Imagen por Sofía Probert
La protesta del 16 de agosto de 2019 en la Ciudad de México tuvo como consecuencia una imagen poderosa. Polémica, incómoda y liberadora, la Victoria alada policromada e intervenida por las manos de decenas de mujeres apuntaba ya la alteración de la imagen urbana como eficaz demostración de un Estado fallido. Aquella imagen recorrió las pantallas del país y pienso, por las acaloradas discusiones generadas en torno a ella, que dislocaba ferozmente la noción de control gubernamental y los imaginarios de la mujer sumisa, callada y obediente.
Este año, de cara a las manifestaciones organizadas a propósito del Día Internacional de la Mujer, los edificios y monumentos de la capital mexicana fueron blindados con largas filas de vallas metálicas para impedir su intervención por colectivas feministas. El mensaje era claro, siempre lo ha sido: el orden establecido no se toca.

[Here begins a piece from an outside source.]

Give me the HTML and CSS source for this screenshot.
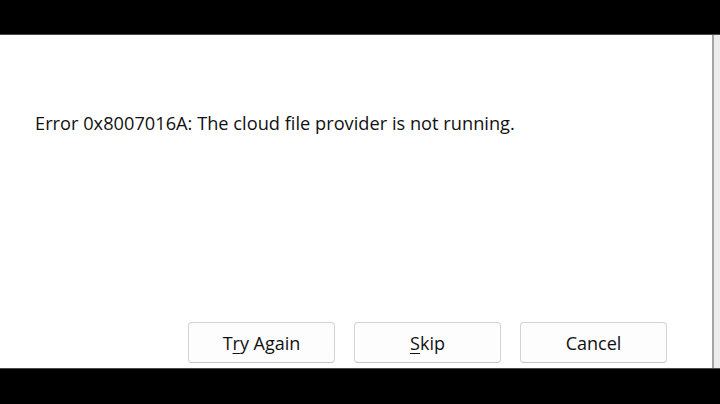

Aquellos muros legitiman y representan a un poder intrínsecamente ligado al patriarcado que no puede permitirse nuevamente la vulneración de su imagen —sostenida y encarnada, en parte, por la impecabilidad de los monumentos y la fortaleza física y simbólica de sus instituciones—. En la muestra de “protección” de aquellos espacios se juega la imagen misma del Estado como agente de dominio.